Actress-singer-dancer Jennifer Lopez will redefine her status as a triple attraction this year – in this case, juggling three different shows simultaneously as 2016 begins: one a drama, another a reality show, and the last a sequin-spangled live concert series. She seems characteristically unfazed by the workload: “I can tell you – we’ve got a million ideas.”

The first Lopez show is on TV, her debut as the lead of a prime-time drama, NBC’s Shades of Blue (think Prime Suspect with a dash of the conflicted loyalties of Olivia Pope in Scandal).

Co-starring Ray Liotta and erstwhile Sopranos moll Drea de Matteo, the 13-episode series is one of those gritty, moral-quandary-type shows, where she plays a single-mother NYPD detective who struggles with the obligations of her job.

“It’s set in the world of cops, but it’s really about human nature – how we’re always riding a line of what’s right and what’s wrong, that slippery slope,” Lopez explains, her Bronx twang gloriously intact.

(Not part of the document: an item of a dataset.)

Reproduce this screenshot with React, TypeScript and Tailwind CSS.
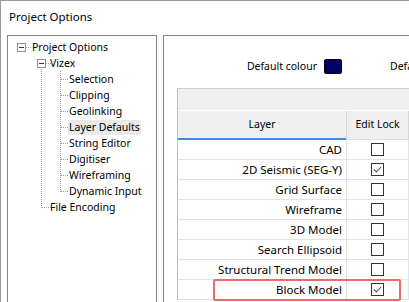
import React from 'react';

const FONT = { fontFamily: '"Noto Sans", "Open Sans", Arial, sans-serif' };

const treeItems = [
  { label: 'Project Options', x: 25 },
  { label: 'Vizex', x: 43 },
  { label: 'Selection', x: 62 },
  { label: 'Clipping', x: 62 },
  { label: 'Geolinking', x: 62 },
  { label: 'Layer Defaults', x: 62, selected: true },
  { label: 'String Editor', x: 62 },
  { label: 'Digitiser', x: 62 },
  { label: 'Wireframing', x: 62 },
  { label: 'Dynamic Input', x: 62 },
  { label: 'File Encoding', x: 43 },
];

const layers = [
  { name: 'CAD', locked: false },
  { name: '2D Seismic (SEG-Y)', locked: true },
  { name: 'Grid Surface', locked: false },
  { name: 'Wireframe', locked: false },
  { name: '3D Model', locked: false },
  { name: 'Search Ellipsoid', locked: false },
  { name: 'Structural Trend Model', locked: false },
  { name: 'Block Model', locked: true, highlight: true },
];

function TreeLines() {
  const childYs = [43, 59, 75, 91, 107, 123, 139, 155];
  return (
    <svg className="pointer-events-none absolute left-0 top-0" width="148" height="200">
      {/* root expander */}
      <rect x="9.5" y="7.5" width="8" height="8" fill="#fff" stroke="#919191" />
      <line x1="11" y1="11.5" x2="16" y2="11.5" stroke="#333" />
      <line x1="18" y1="11.5" x2="23" y2="11.5" stroke="#a0a0a0" strokeDasharray="1 1" />
      {/* vizex expander */}
      <rect x="29.5" y="23.5" width="8" height="8" fill="#fff" stroke="#919191" />
      <line x1="31" y1="27.5" x2="36" y2="27.5" stroke="#333" />
      <line x1="38" y1="27.5" x2="43" y2="27.5" stroke="#a0a0a0" strokeDasharray="1 1" />
      <line x1="33.5" y1="33" x2="33.5" y2="172" stroke="#a0a0a0" strokeDasharray="1 1" />
      <line x1="34" y1="171.5" x2="43" y2="171.5" stroke="#a0a0a0" strokeDasharray="1 1" />
      <line x1="52.5" y1="35" x2="52.5" y2="156" stroke="#a0a0a0" strokeDasharray="1 1" />
      {childYs.map((y) => (
        <line key={y} x1="53" y1={y + 0.5} x2="61" y2={y + 0.5} stroke="#a0a0a0" strokeDasharray="1 1" />
      ))}
    </svg>
  );
}

function CheckBox({ checked }: { checked: boolean }) {
  return (
    <div className="flex h-[13px] w-[13px] items-center justify-center border border-[#333] bg-white">
      {checked && (
        <svg width="11" height="11" viewBox="0 0 11 11">
          <path d="M2 5.5 L4.5 8 L9 3" fill="none" stroke="#555" strokeWidth="1.1" />
        </svg>
      )}
    </div>
  );
}

export default function App() {
  return (
    <div
      className="h-[302px] w-[409px] overflow-hidden border-l border-t border-[#9a9a9a] bg-white text-[11.5px] text-black"
      style={FONT}
    >
      <div className="flex h-[34px] items-center pb-[3px] pl-[8px] text-[11.5px]">Project Options</div>

      <div className="flex gap-[6px] pl-[6px]">
        {/* tree */}
        <div className="relative h-[280px] w-[150px] shrink-0 border border-[#828790] bg-white pt-[3px] text-[10.5px]">
          <TreeLines />
          {treeItems.map((item) => (
            <div key={item.label} className="flex h-[16px] items-center">
              <span
                className={
                  'leading-[15px] ' + (item.selected ? 'bg-[#e9e9e9] px-[1px]' : 'px-[1px]')
                }
                style={{ marginLeft: item.x - 2 }}
              >
                {item.label}
              </span>
            </div>
          ))}
        </div>

        {/* right panel */}
        <div className="h-[280px] w-[300px] shrink-0 border border-[#828790] bg-white pt-[23px]">
          <div className="flex h-[15px] items-center text-[10.5px]">
            <div className="w-[153px] shrink-0 text-right">Default colour</div>
            <div className="ml-[7px] h-[15px] w-[18px] shrink-0 rounded-[2px] border border-black bg-[#000066]" />
            <div className="ml-[48px] whitespace-nowrap">Default</div>
          </div>

          <div className="ml-[13px] mt-[14px] w-[300px] border-l border-[#bdbdbd]">
            <div className="h-[22px] border-t border-[#cfcfcf] bg-[#f0f0f0]" />
            <div className="flex h-[30px] border-t border-white bg-[#f0f0f0] text-[10.5px]">
              <div className="flex w-[169px] shrink-0 flex-col border-r border-[#d5d5d5]">
                <div className="flex flex-1 items-center justify-center">Layer</div>
                <div className="h-[2px] bg-[#3d8ee0]" />
              </div>
              <div className="flex w-[62px] shrink-0 items-center justify-center border-r border-[#d5d5d5] border-b border-b-[#e0e0e0]">
                Edit Lock
              </div>
              <div className="flex-1 border-b border-[#e0e0e0]" />
            </div>
            {layers.map((l) => (
              <div key={l.name} className="relative flex h-[20px] border-b border-[#e3e3e3]">
                <div className="flex w-[169px] shrink-0 items-center justify-end border-r border-[#e3e3e3] pr-[4px]">
                  {l.name}
                </div>
                <div className="flex w-[62px] shrink-0 items-center justify-center border-r border-[#e3e3e3]">
                  <CheckBox checked={l.locked} />
                </div>
                <div className="flex-1" />
                {l.highlight && (
                  <div className="pointer-events-none absolute left-[35px] top-[-1px] h-[22px] w-[188px] rounded-[2px] border-2 border-[#ec6a6a]" />
                )}
              </div>
            ))}
          </div>
        </div>
      </div>
    </div>
  );
}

She’ll compete with herself as American Idol returns on rival network Fox in the same week. It’s her fifth turn as a judge on this Pop Idol progeny that produced Kelly Clarkson and Carrie Underwood. The singing juggernaut is slowing – the most recent finale was down three million viewers Stateside compared with the previous year – so it’s concluding with this, its 15th season.

Lopez owes much to Idol – and not just in terms of the enormous pay packet, reportedly around $20m (£14m), that she receives for her opinions. Five years ago, when she first sat behind the Cowell-approved desk, her career was in the doldrums, with flop films (The Back-up Plan) and singles (“Louboutins” and “Fresh Out of the Oven”, which also led to her departure from longtime label, Epic Records).

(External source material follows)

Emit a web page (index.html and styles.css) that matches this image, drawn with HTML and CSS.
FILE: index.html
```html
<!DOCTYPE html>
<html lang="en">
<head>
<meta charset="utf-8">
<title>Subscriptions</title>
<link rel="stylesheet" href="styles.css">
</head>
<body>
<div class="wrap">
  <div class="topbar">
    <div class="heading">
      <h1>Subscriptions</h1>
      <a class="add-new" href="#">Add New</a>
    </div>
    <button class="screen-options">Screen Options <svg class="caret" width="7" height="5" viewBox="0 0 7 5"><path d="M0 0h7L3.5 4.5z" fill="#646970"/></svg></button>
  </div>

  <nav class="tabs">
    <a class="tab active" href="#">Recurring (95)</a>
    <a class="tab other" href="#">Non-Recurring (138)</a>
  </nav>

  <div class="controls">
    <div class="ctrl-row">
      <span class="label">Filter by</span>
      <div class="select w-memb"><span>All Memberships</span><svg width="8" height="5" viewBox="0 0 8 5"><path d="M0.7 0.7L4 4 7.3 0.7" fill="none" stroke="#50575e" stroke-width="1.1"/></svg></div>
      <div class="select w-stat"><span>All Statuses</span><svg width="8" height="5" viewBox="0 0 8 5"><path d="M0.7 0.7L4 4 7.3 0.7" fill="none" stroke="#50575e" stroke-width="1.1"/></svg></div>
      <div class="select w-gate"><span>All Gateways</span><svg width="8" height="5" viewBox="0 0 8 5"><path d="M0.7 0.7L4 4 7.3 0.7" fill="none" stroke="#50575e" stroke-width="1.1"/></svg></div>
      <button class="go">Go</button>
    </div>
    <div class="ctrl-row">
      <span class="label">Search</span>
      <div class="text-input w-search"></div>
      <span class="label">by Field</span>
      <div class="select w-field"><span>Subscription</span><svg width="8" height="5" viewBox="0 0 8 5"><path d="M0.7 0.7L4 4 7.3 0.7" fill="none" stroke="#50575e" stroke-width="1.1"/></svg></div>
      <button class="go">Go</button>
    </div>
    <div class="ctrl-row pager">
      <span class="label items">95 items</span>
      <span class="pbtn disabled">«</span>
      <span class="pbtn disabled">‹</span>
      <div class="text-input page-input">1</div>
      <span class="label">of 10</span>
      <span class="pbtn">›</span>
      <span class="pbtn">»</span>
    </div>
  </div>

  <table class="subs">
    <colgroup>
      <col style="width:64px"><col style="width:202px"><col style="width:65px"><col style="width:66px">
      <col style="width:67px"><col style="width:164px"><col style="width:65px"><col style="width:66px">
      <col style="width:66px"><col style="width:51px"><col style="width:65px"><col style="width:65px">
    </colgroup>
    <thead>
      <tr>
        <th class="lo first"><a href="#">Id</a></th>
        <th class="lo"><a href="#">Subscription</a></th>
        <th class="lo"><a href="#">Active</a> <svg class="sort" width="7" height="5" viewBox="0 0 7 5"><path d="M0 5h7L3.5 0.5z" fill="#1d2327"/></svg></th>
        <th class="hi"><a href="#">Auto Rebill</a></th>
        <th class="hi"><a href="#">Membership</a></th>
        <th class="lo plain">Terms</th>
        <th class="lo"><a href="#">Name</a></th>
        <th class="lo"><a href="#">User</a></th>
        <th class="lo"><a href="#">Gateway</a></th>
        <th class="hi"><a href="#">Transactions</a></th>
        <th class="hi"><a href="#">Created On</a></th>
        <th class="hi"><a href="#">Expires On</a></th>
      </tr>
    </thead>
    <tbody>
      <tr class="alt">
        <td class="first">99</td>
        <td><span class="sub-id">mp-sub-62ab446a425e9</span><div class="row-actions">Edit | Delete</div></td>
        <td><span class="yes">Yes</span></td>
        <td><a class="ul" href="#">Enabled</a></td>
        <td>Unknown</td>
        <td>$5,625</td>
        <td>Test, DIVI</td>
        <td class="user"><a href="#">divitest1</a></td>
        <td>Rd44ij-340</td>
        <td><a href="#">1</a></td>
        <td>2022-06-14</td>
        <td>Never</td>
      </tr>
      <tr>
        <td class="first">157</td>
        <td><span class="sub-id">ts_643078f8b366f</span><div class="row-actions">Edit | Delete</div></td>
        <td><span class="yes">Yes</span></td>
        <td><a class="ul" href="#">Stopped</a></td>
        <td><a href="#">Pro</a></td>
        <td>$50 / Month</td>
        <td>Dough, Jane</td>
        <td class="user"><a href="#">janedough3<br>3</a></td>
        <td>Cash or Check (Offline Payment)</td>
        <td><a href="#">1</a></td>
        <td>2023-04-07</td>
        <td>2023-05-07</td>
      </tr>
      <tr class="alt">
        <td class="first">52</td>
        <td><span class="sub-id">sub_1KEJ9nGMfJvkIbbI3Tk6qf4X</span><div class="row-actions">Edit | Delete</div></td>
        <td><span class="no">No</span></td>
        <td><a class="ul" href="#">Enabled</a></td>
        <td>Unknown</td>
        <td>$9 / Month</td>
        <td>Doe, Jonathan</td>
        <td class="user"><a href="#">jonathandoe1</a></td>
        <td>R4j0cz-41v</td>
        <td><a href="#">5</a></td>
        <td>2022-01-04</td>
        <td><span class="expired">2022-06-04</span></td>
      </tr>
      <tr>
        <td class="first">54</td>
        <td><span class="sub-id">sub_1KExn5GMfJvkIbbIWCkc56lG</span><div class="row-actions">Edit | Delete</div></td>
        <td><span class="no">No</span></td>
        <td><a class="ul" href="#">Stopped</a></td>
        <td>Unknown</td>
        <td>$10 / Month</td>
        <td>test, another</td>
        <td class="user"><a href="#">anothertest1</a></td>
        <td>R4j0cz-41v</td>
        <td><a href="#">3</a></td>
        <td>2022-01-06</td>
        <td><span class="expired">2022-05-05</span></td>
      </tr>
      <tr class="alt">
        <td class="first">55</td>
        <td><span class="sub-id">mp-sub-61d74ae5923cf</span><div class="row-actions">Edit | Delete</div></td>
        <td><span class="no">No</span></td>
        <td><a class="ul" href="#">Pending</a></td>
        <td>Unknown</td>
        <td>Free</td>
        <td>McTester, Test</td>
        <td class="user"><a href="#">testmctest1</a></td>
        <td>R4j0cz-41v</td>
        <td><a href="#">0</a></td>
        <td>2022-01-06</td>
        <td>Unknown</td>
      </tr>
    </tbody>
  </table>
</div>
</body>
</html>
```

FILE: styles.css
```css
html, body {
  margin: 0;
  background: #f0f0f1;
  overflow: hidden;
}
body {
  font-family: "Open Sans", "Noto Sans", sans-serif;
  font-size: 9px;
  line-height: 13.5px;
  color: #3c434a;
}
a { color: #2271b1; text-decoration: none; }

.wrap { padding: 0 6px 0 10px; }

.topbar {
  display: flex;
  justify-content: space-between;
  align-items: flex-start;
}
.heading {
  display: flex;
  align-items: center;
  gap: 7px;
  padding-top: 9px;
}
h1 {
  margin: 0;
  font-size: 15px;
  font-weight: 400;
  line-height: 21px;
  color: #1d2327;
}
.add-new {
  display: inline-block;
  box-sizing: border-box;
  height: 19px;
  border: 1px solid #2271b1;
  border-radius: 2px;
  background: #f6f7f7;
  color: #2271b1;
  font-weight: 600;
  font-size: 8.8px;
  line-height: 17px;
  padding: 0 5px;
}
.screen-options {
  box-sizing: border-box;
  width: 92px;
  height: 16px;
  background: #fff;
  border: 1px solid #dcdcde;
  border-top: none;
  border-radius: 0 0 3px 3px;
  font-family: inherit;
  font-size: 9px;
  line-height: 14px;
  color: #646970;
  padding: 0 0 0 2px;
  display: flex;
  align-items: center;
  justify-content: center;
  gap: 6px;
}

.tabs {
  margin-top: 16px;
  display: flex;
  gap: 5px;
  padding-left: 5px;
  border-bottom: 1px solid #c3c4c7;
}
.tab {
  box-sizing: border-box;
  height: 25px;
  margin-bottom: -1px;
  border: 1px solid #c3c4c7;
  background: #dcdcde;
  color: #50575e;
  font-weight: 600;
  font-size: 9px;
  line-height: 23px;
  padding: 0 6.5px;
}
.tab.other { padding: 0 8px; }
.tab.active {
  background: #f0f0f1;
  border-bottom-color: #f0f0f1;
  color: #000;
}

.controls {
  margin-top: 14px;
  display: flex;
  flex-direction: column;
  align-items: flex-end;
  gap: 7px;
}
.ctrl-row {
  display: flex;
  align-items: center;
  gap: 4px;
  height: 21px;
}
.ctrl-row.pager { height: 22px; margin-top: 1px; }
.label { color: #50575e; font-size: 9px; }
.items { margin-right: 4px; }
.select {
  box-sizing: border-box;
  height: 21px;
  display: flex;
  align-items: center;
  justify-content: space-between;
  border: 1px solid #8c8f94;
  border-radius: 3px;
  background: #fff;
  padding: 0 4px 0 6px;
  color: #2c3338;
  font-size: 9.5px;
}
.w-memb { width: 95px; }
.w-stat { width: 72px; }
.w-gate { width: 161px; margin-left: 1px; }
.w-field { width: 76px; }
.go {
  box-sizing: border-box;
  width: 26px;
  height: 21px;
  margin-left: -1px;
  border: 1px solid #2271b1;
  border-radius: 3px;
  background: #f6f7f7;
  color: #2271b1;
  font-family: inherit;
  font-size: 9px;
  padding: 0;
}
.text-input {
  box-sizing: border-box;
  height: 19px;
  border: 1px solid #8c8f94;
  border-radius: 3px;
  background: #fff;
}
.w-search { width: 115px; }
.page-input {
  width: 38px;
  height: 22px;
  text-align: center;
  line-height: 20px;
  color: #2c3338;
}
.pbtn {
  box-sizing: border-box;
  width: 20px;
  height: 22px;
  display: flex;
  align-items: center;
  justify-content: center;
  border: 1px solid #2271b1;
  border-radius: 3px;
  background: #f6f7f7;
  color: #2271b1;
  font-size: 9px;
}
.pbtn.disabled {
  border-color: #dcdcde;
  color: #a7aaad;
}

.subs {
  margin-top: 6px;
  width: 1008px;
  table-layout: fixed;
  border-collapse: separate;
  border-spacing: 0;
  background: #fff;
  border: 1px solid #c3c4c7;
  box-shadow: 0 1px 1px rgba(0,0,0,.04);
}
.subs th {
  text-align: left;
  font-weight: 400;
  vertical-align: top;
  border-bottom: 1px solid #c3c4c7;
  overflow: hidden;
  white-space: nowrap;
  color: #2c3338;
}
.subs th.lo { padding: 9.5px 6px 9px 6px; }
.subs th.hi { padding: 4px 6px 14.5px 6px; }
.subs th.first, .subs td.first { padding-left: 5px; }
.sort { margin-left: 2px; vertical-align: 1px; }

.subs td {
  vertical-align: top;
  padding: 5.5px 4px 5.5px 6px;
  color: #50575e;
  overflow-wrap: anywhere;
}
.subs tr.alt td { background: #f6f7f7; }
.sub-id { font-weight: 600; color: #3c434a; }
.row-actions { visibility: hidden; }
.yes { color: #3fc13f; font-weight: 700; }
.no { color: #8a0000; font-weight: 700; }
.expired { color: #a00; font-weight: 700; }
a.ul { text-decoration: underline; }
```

Joining the panel offered Lopez the chance to become the firm-but-fair, tough-loving judge – she even rushed onstage impromptu and grabbed the microphone from a contestant who was in danger of elimination and declared the singer safe.

Idol is a show for which she admits she would have auditioned in her teens, and one that has formed the bulwark for her career rejuvenation. “When they announce the winner, and you see that person’s dream come true? It’s such a human thing,” she says, softly.

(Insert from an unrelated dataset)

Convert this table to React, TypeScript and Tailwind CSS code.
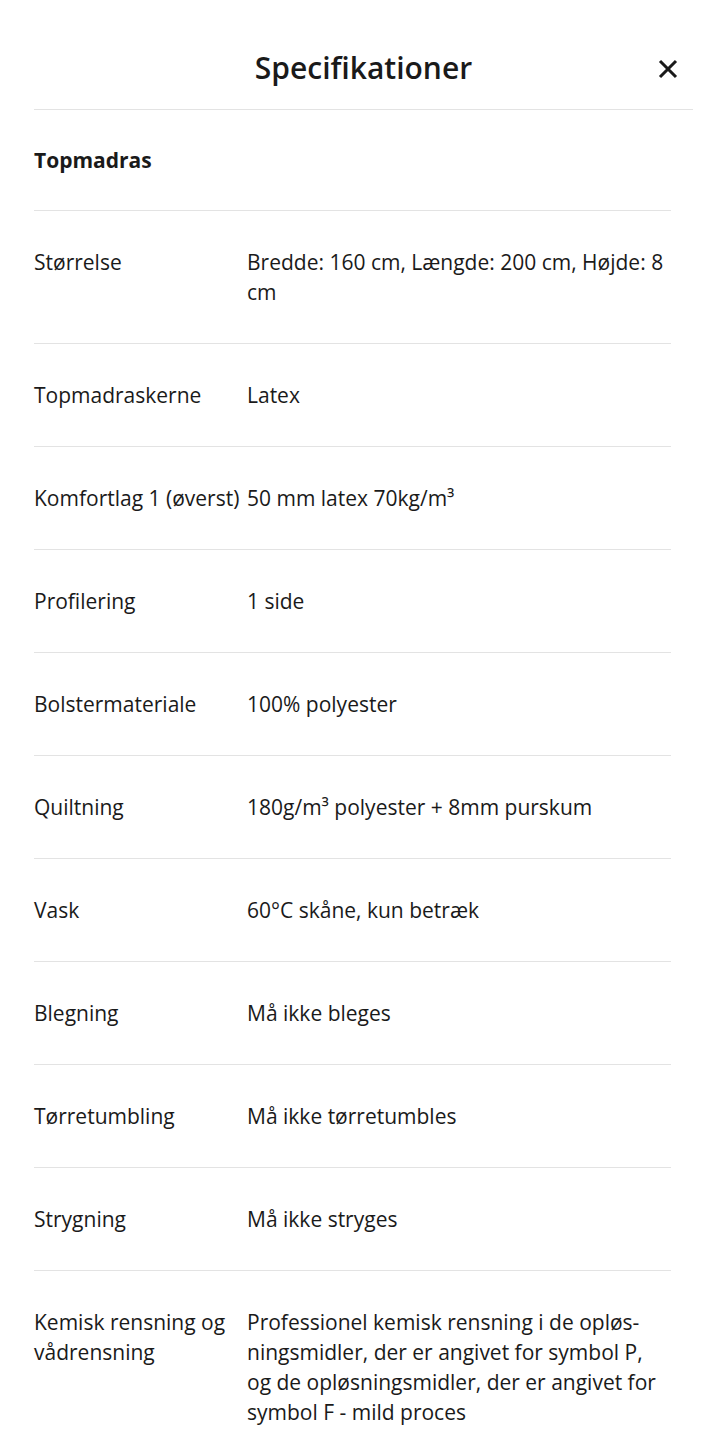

Don’t expect her to be so touchy-feely when it comes to the other auditions she’s overseeing now – for dancers to be part of her back-up troupe in the Vegas show she’s set to launch later in January. There’s no-one pickier, and little wonder given that she started as a booty-shaking background artiste for a slew of big stars from New Kids on the Block, then the world’s biggest group, to Janet Jackson (look for J. Lo in a black dress in the video for “That’s the Way Love Goes”).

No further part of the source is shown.